Penjelasan di atas menegaskan bahwa dosen dalam menjalankan tugasnya selalu
diikat dengan tridharma yaitu pendidikan, penelitian dan pengabdian kepada
masyarakat. Adanya tridharma tersebut bertujuan agar dosen sebagai pendidik dan
ilmuan betul-betul bisa berkontribusi besar dalam pembangunan bangsa yang lebih
maju. Kata transformasi dan pengembangan yang dimaksud mengarah pada pembaharuan
keilmuan dosen yang lebih ramah pada perubahan zaman yang terjadi. Sehingga
bisa dikatakan jika saat ini masih ada dosen yang tidak mampu mengikuti
perubahan zaman, apa yang diajarkan, apa yang difikirkan dan apa yang dilakukan
dari dulu hingga sekarang tidak ada perubahan maka dosen tersebut belumlah
menjalankan amanat Undang-Undang dengan sepenuhnya.

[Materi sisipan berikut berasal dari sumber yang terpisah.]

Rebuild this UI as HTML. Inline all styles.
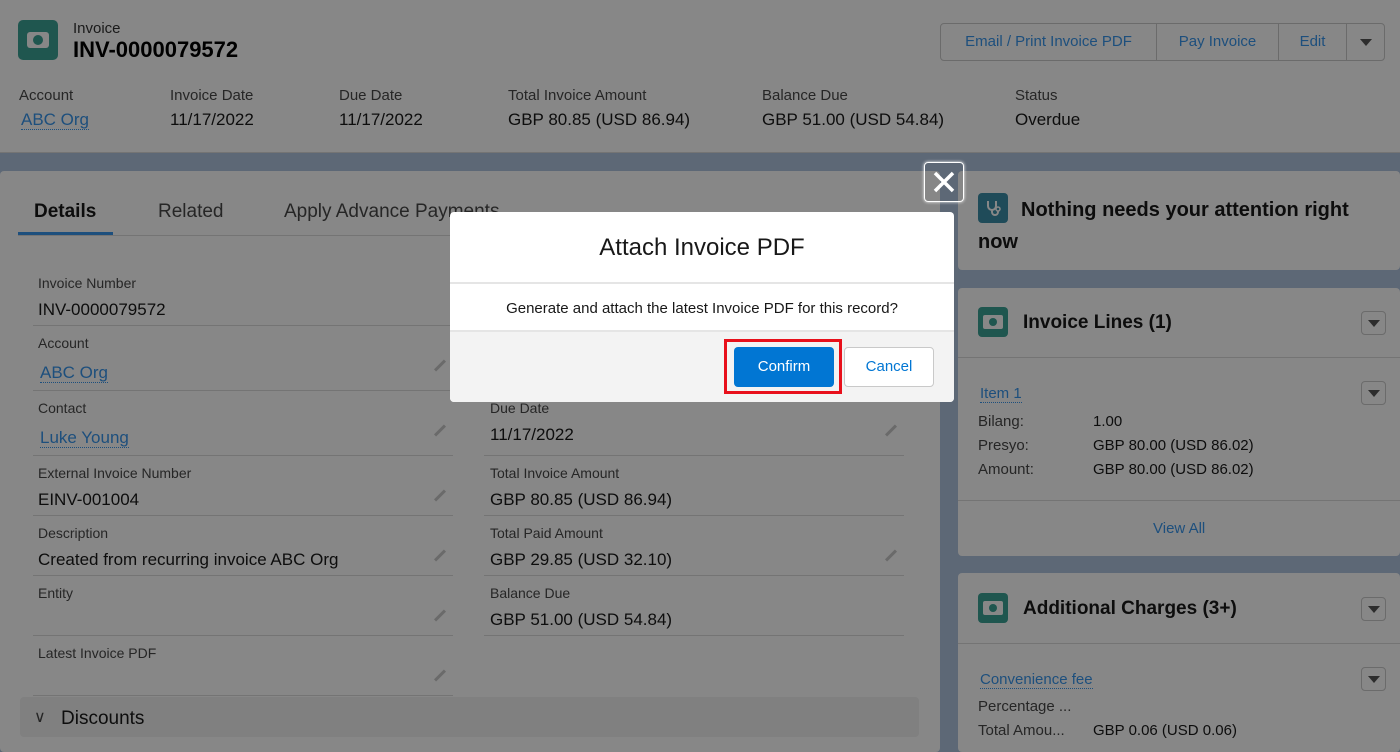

Transformasi dan pengembangan keilmuan dosen melalui ranah pendidikan terjadi
melului dua bentuk yaitu ketika dosen
mengajar dan ketika dosen melanjutkan pendidikannya ke jenjang yang lebih
tinggi. Ketika mengajar sebenarnya dosen juga sedang mentransformasikan dan
mengembangkan keilmuannya, dengan kata lain dosen juga sedang belajar. Mengapa demikian
karena bisa jadi mahasiswa yang diajar lebih pintar dari dosennya. Disinilah
sebenarnya proses belajar mengajar di perguruan tinggi lebih mengarah kepada
proses saling berbagi bukan menganggap dosen adalah orang yang serba tau sebagai
sumber ilmu sementara mahasiswanya hanya menerima dan menunggu. Adapun proses
transformasi dan pengembangan ilmu melalui lanjut studi bisa dilakukan dengan
cara kuliah lagi, dari S1 lanjut S2 dan dari S2 lanjut S3.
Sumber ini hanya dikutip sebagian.